The three local banks all saw their shares gain between 1 per cent and 3 per cent in early trading.
The benchmark Straits Times Index also continued to gain ground, climbing to 2,920.79 - 1.1 per cent up - as at 11.18am after having opened 0.9 per cent higher at 2,916.2 points.
As at 11.18am, most of the STI component stocks were showing gains.
DBS was up 1.8 per cent or S$0.238 to S$15.75 on 4.6 million shares traded and OCBC rose 1.6 per cent or S$0.15 to S$9.27 on 7.1 million shares traded. The biggest percentage gainer among the three was UOB, which advanced 2.5 per cent or S$0.49 to S$19.72 on 3.5 million shares changing hands.
Energy-related counters were in the spotlight, with offshore services provider Ezra Holdings occupying the top spot in terms of trading volume. Ezra was flat at S$0.107 with 49.2 million shares traded as at 11.18am.
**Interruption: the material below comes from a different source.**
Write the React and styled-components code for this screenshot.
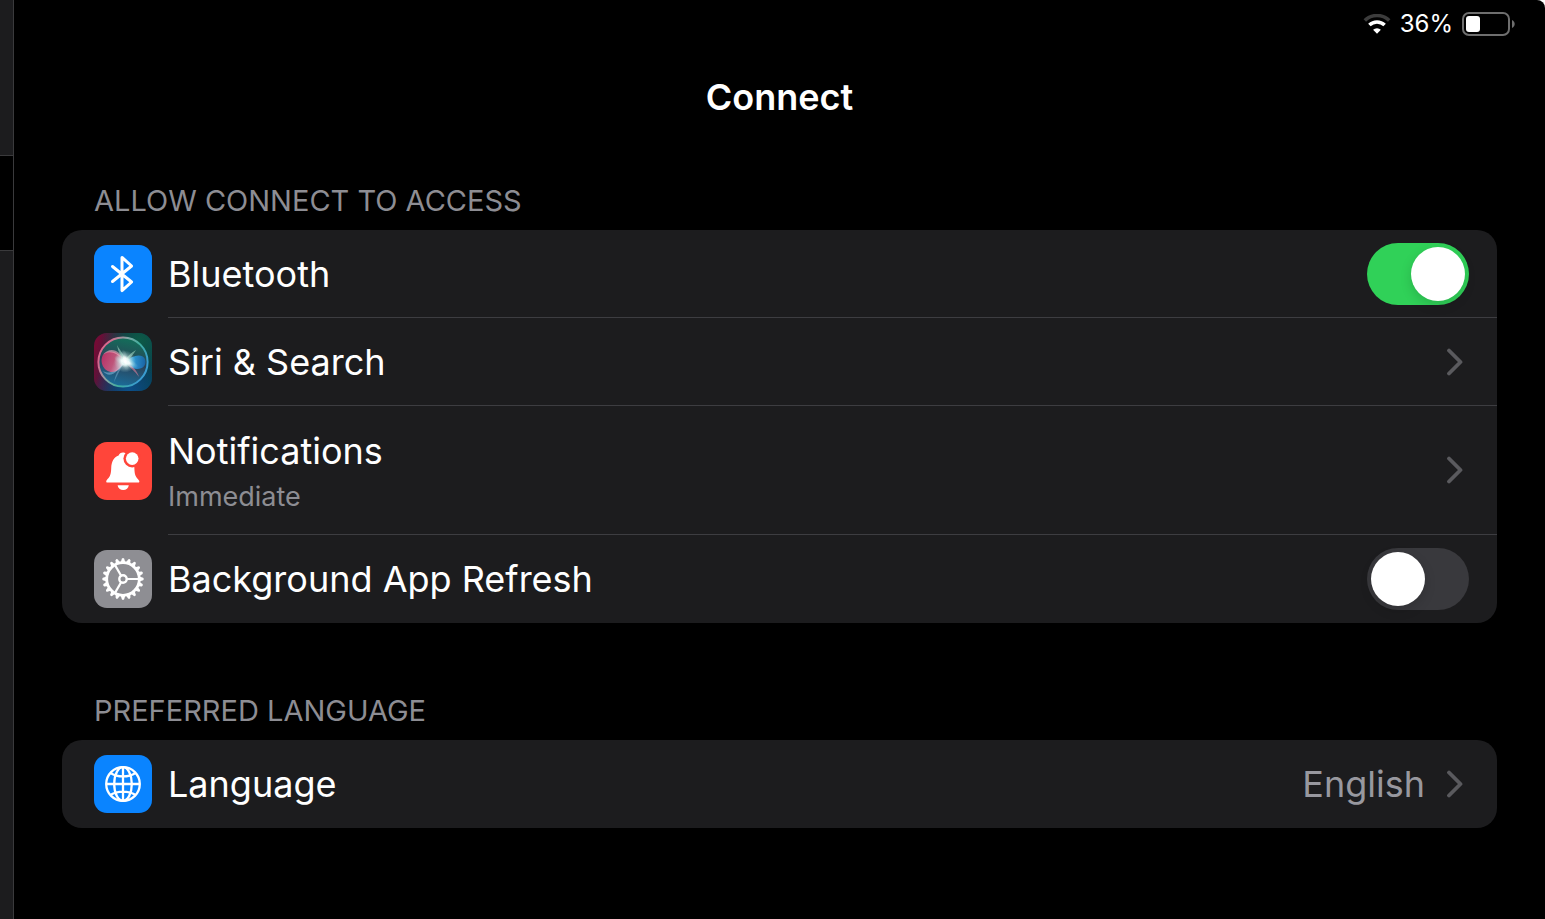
import React, { useId, useState } from 'react';
import styled, { createGlobalStyle } from 'styled-components';

const GlobalStyle = createGlobalStyle`
  * {
    box-sizing: border-box;
  }

  body {
    margin: 0;
    background: #fff;
    font-family: Inter, 'Liberation Sans', sans-serif;
  }

  button, input {
    font: inherit;
    color: inherit;
  }
`;

const Screen = styled.div`
  display: flex;
  min-height: 100vh;
  background: #000;
  color: #fff;
  border-top-right-radius: 8px;
  overflow: hidden;
`;

/* only the trailing edge of the split view's list is on screen */
const Sidebar = styled.aside`
  display: flex;
  flex-direction: column;
  width: 14px;
  flex-shrink: 0;
  background: #1c1c1e;
  border-right: 1px solid #3a3a3c;
`;

const SidebarGap = styled.div`
  height: 96px;
  margin-top: 155px;
  background: #000;
  border-top: 1px solid #3a3a3c;
  border-bottom: 1px solid #3a3a3c;
`;

const Main = styled.main`
  flex: 1;
  min-width: 0;
  padding: 0 48px 48px;
`;

const StatusBar = styled.div`
  display: flex;
  align-items: center;
  justify-content: flex-end;
  gap: 9px;
  height: 48px;
  margin-right: -18px;
  font-size: 24px;
  line-height: 28px;
`;

const Title = styled.h1`
  margin: 0 0 56px;
  padding-top: 24px;
  font-size: 36px;
  line-height: 50px;
  font-weight: 600;
  text-align: center;
`;

const Section = styled.section`
  & + & {
    margin-top: 65px;
  }
`;

const SectionTitle = styled.h2`
  margin: 0;
  padding: 5px 32px 11px;
  font-size: 29px;
  line-height: 36px;
  font-weight: 400;
  text-transform: uppercase;
  color: #8d8d93;
`;

const Card = styled.ul`
  margin: 0;
  padding: 0;
  list-style: none;
  background: #1c1c1e;
  border-radius: 20px;
  overflow: hidden;
`;

const Row = styled.div`
  display: flex;
  align-items: center;
  gap: 16px;
  width: 100%;
  min-height: 88px;
  padding: 0 0 0 32px;
  border: 0;
  background: none;
  text-align: left;
`;

const RowBody = styled.span`
  display: flex;
  align-items: center;
  flex: 1;
  align-self: stretch;
  min-height: ${(p) => (p.$tall ? '129px' : '88px')};
  padding-right: ${(p) => (p.$nav ? '34px' : '28px')};
  border-bottom: 1px solid #3d3d41;

  li:last-child & {
    border-bottom-color: transparent;
  }
`;

const Labels = styled.span`
  display: flex;
  flex-direction: column;
  gap: 8px;
  flex: 1;
`;

const Label = styled.span`
  font-size: 36px;
  line-height: 46px;
`;

const Detail = styled.span`
  font-size: 27px;
  line-height: 30px;
  color: #8d8d93;
`;

const Value = styled.span`
  margin-right: 21px;
  font-size: 36px;
  line-height: 46px;
  color: #98989f;
`;

const Tile = styled.svg`
  width: 58px;
  height: 58px;
  flex-shrink: 0;
  border-radius: 13px;
  background: ${(p) => p.$color};
`;

const Switch = styled.input`
  appearance: none;
  display: flex;
  align-items: center;
  width: 102px;
  height: 62px;
  margin: 0;
  padding: 4px;
  border-radius: 31px;
  background: #39393d;
  cursor: pointer;

  &::before {
    content: '';
    width: 54px;
    height: 54px;
    border-radius: 50%;
    background: #fff;
    box-shadow: 0 4px 12px rgba(0, 0, 0, 0.15);
  }

  &:checked {
    justify-content: flex-end;
    background: #30d158;
  }
`;

const ChevronIcon = styled.svg`
  width: 17px;
  height: 28px;
  flex-shrink: 0;
`;

const Chevron = () => (
  <ChevronIcon viewBox="0 0 17 28" fill="none" aria-hidden="true">
    <path d="M3 2.500 14.500 14 3 25.500" stroke="#5a5a5e" strokeWidth="3.800" strokeLinecap="round" strokeLinejoin="round" />
  </ChevronIcon>
);

const BluetoothIcon = () => (
  <Tile $color="#0a84ff" viewBox="0 0 58 58" aria-hidden="true">
    <path
      d="M18.5 21.5 37.6 37 28 45.6V12.4L37.6 21 18.5 36.5"
      fill="none"
      stroke="#fff"
      strokeWidth="3"
      strokeLinecap="round"
      strokeLinejoin="round"
    />
  </Tile>
);

const SiriIcon = () => (
  <Tile $color="#17252f" viewBox="0 0 58 58" aria-hidden="true">
    <defs>
      <linearGradient id="siriBase" x1="0" y1="0.4" x2="1" y2="0.6">
        <stop offset="0" stopColor="#740b35" />
        <stop offset="0.45" stopColor="#1c2945" />
        <stop offset="1" stopColor="#063f50" />
      </linearGradient>
      <radialGradient id="siriGreen" cx="0.78" cy="0.12" r="0.65">
        <stop offset="0" stopColor="#0c5a46" />
        <stop offset="1" stopColor="#0c5a46" stopOpacity="0" />
      </radialGradient>
      <radialGradient id="siriBlue" cx="0.6" cy="1" r="0.6">
        <stop offset="0" stopColor="#0b4f8a" />
        <stop offset="1" stopColor="#0b4f8a" stopOpacity="0" />
      </radialGradient>
      <linearGradient id="siriRing" x1="0.1" y1="0.3" x2="0.9" y2="0.7">
        <stop offset="0" stopColor="#d8688d" />
        <stop offset="0.35" stopColor="#83a6a5" />
        <stop offset="0.65" stopColor="#3fae9d" />
        <stop offset="1" stopColor="#3a9cd0" />
      </linearGradient>
      <linearGradient id="siriOrb" x1="0.6" y1="0" x2="0.4" y2="1">
        <stop offset="0" stopColor="#12705a" />
        <stop offset="0.5" stopColor="#2a4258" />
        <stop offset="1" stopColor="#1a6e9c" />
      </linearGradient>
      <linearGradient id="siriPink" x1="0" y1="0" x2="1" y2="0.3">
        <stop offset="0" stopColor="#cf2a67" />
        <stop offset="0.6" stopColor="#d9587f" />
        <stop offset="1" stopColor="#e8c6da" />
      </linearGradient>
      <linearGradient id="siriCyan" x1="0" y1="0" x2="1" y2="0">
        <stop offset="0" stopColor="#c9f4ff" />
        <stop offset="0.4" stopColor="#2fa3e6" />
        <stop offset="1" stopColor="#1767b0" />
      </linearGradient>
      <radialGradient id="siriGlow">
        <stop offset="0" stopColor="#fff" />
        <stop offset="0.3" stopColor="#fff" stopOpacity="0.95" />
        <stop offset="0.55" stopColor="#d5f5f0" stopOpacity="0.45" />
        <stop offset="1" stopColor="#bdece6" stopOpacity="0" />
      </radialGradient>
    </defs>
    <rect width="58" height="58" fill="url(#siriBase)" />
    <rect width="58" height="58" fill="url(#siriGreen)" />
    <rect width="58" height="58" fill="url(#siriBlue)" />
    <circle cx="29" cy="29" r="24.600" fill="url(#siriOrb)" stroke="url(#siriRing)" strokeWidth="2" />
    <path d="M31 29C24 38 16 47 9 38c9 5 16-3 22-9Z" fill="#79b5d8" opacity="0.6" />
    <path d="M31 29C25 17 13 16 9 22c-4 7 1 17 9 17 6 0 9-5 13-10Z" fill="url(#siriPink)" opacity="0.85" />
    <path d="M31 29C22 18 13 17 8 23c7-10 18-7 23 6Z" fill="#f2a6ba" opacity="0.6" />
    <path d="M31 29c7-7 17-9 20-3 2 6-2 10-8 10-5 0-8-3-12-7Z" fill="url(#siriCyan)" opacity="0.85" />
    <path d="M31 29c7 3 12 8 14 15-4-6-9-9-14-15Z" fill="#e07f9b" opacity="0.6" />
    <path d="M31 29c-4 5-7 12-11 20 2-9 5-15 11-20Z" fill="#8fc5e8" opacity="0.4" />
    <path d="M31 29c-4-5-7-10-8-17 3 6 9 11 8 17ZM31 29c2-6 6-9 11-12-3 5-6 9-11 12Z" fill="#b5f0d6" opacity="0.5" />
    <circle cx="31" cy="28.500" r="11" fill="url(#siriGlow)" />
    <ellipse cx="32" cy="29" rx="13" ry="4.500" fill="url(#siriGlow)" opacity="0.8" transform="rotate(22 32 29)" />
    <ellipse cx="31" cy="27" rx="4" ry="11" fill="url(#siriGlow)" opacity="0.6" transform="rotate(-12 31 27)" />
  </Tile>
);

const NotificationsIcon = () => (
  <Tile $color="#ff453a" viewBox="0 0 58 58" aria-hidden="true">
    <path
      d="M12.600 40.600c-1-1.200 0-2.600 1.200-3.800 2.400-2.600 3.200-4.600 3.400-10.600.2-6.200 2.600-11 7.400-12.600.8-2.200 2.800-3.400 5.200-3 3 .6 4 2.600 4.600 4 2 1.400 6 3.600 6 12 .2 5.800 1 8 3.400 10.400 1.200 1.200 2.200 2.400 1.200 3.600Z"
      fill="#fff"
    />
    <path d="M23.600 43.200h11.200c-.4 3-2.600 4.800-5.600 4.800s-5.200-1.800-5.600-4.800Z" fill="#fff" />
    <circle cx="38.200" cy="16.600" r="8.800" fill="#ff453a" />
    <circle cx="38.200" cy="16.600" r="6.300" fill="#fff" />
  </Tile>
);

const TEETH = Array.from({ length: 20 }, (_, i) => i * 18);

const GearIcon = () => (
  <Tile $color="#8e8e93" viewBox="0 0 58 58" aria-hidden="true">
    <g fill="none" stroke="#fff">
      <circle cx="29" cy="29" r="16.300" strokeWidth="2.800" />
      <circle cx="29" cy="29" r="3.700" strokeWidth="2.400" />
      {[0, 120, 240].map((angle) => (
        <path key={angle} d="M33 29H45" strokeWidth="2.200" transform={`rotate(${angle} 29 29)`} />
      ))}
    </g>
    {TEETH.map((angle) => (
      <path key={angle} d="M46 26.800 49.200 27.800q1.400 1.200 0 2.400L46 31.200Z" fill="#fff" transform={`rotate(${angle} 29 29)`} />
    ))}
  </Tile>
);

const GlobeIcon = () => (
  <Tile $color="#0a84ff" viewBox="0 0 58 58" aria-hidden="true">
    <g fill="none" stroke="#fff" strokeWidth="2.300">
      <circle cx="29" cy="29" r="16.800" />
      <ellipse cx="29" cy="29" rx="8.800" ry="16.800" />
      <path d="M29 12v34M12 29h34M16.500 18c7 4.600 18 4.600 25 0M16.500 40c7-4.600 18-4.600 25 0" />
    </g>
  </Tile>
);

const WifiIcon = () => (
  <svg width="28" height="20" viewBox="0 0 28 20" aria-label="Wi-Fi" role="img">
    <path d="M1.800 6.500a17.500 17.500 0 0 1 24.400 0" fill="none" stroke="#3c3c3c" strokeWidth="3.600" />
    <path d="M6.400 11a11 11 0 0 1 15.200 0" fill="none" stroke="#fff" strokeWidth="3.600" />
    <path d="M10.100 15.700a5.800 5.800 0 0 1 7.800 0L14 19.800Z" fill="#fff" />
  </svg>
);

const BatteryIcon = () => (
  <svg width="53" height="24" viewBox="0 0 53 24" aria-hidden="true">
    <rect x="1" y="1" width="46" height="22" rx="6" fill="none" stroke="#6e6e6e" strokeWidth="2" />
    <rect x="4" y="4" width="14" height="16" rx="3" fill="#fff" />
    <path d="M50 8c3.600 1.400 3.600 6.600 0 8Z" fill="#6e6e6e" />
  </svg>
);

const SwitchRow = ({ icon, label, defaultOn = false }) => {
  const [on, setOn] = useState(defaultOn);
  const id = useId();

  return (
    <li>
      <Row>
        {icon}
        <RowBody>
          <Labels>
            <Label as="label" htmlFor={id}>{label}</Label>
          </Labels>
          <Switch id={id} type="checkbox" role="switch" checked={on} onChange={(e) => setOn(e.target.checked)} />
        </RowBody>
      </Row>
    </li>
  );
};

const NavRow = ({ icon, label, detail, value }) => (
  <li>
    <Row as="button" type="button">
      {icon}
      <RowBody $nav $tall={Boolean(detail)}>
        <Labels>
          <Label>{label}</Label>
          {detail && <Detail>{detail}</Detail>}
        </Labels>
        {value && <Value>{value}</Value>}
        <Chevron />
      </RowBody>
    </Row>
  </li>
);

const App = () => (
  <>
    <GlobalStyle />
    <Screen>
      <Sidebar>
        <SidebarGap />
      </Sidebar>
      <Main>
        <StatusBar>
          <WifiIcon />
          <span>36%</span>
          <BatteryIcon />
        </StatusBar>
        <Title>Connect</Title>
        <Section>
          <SectionTitle>Allow Connect to Access</SectionTitle>
          <Card>
            <SwitchRow icon={<BluetoothIcon />} label="Bluetooth" defaultOn />
            <NavRow icon={<SiriIcon />} label="Siri & Search" />
            <NavRow icon={<NotificationsIcon />} label="Notifications" detail="Immediate" />
            <SwitchRow icon={<GearIcon />} label="Background App Refresh" />
          </Card>
        </Section>
        <Section>
          <SectionTitle>Preferred Language</SectionTitle>
          <Card>
            <NavRow icon={<GlobeIcon />} label="Language" value="English" />
          </Card>
        </Section>
      </Main>
    </Screen>
  </>
);

export default App;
Conglomerate Keppel Corp gained six Singapore cents to S$6.12 on 4.8 million shares traded.
The stock moves came after a surprise currency easing by the Monetary Authority of Singapore (MAS) and the release of flash estimates for first-quarter economic output from the Ministry of Trade and Industry (MTI), both on Thursday morning before the market opened.
MAS unexpectedly said it would move to a neutral policy stance of zero per cent appreciation of the S$NEER (Singapore dollar nominal effective exchange rate) band, though it stressed that this was not a depreciation of the currency, and "only removes the modest and gradual appreciation path".
The flash figures from MTI indicated Singapore's gross domestic product (GDP) grew 1.8 per cent year-on-year in the first quarter ended March 31, 2016, above economists' estimates of 1.6 per cent growth.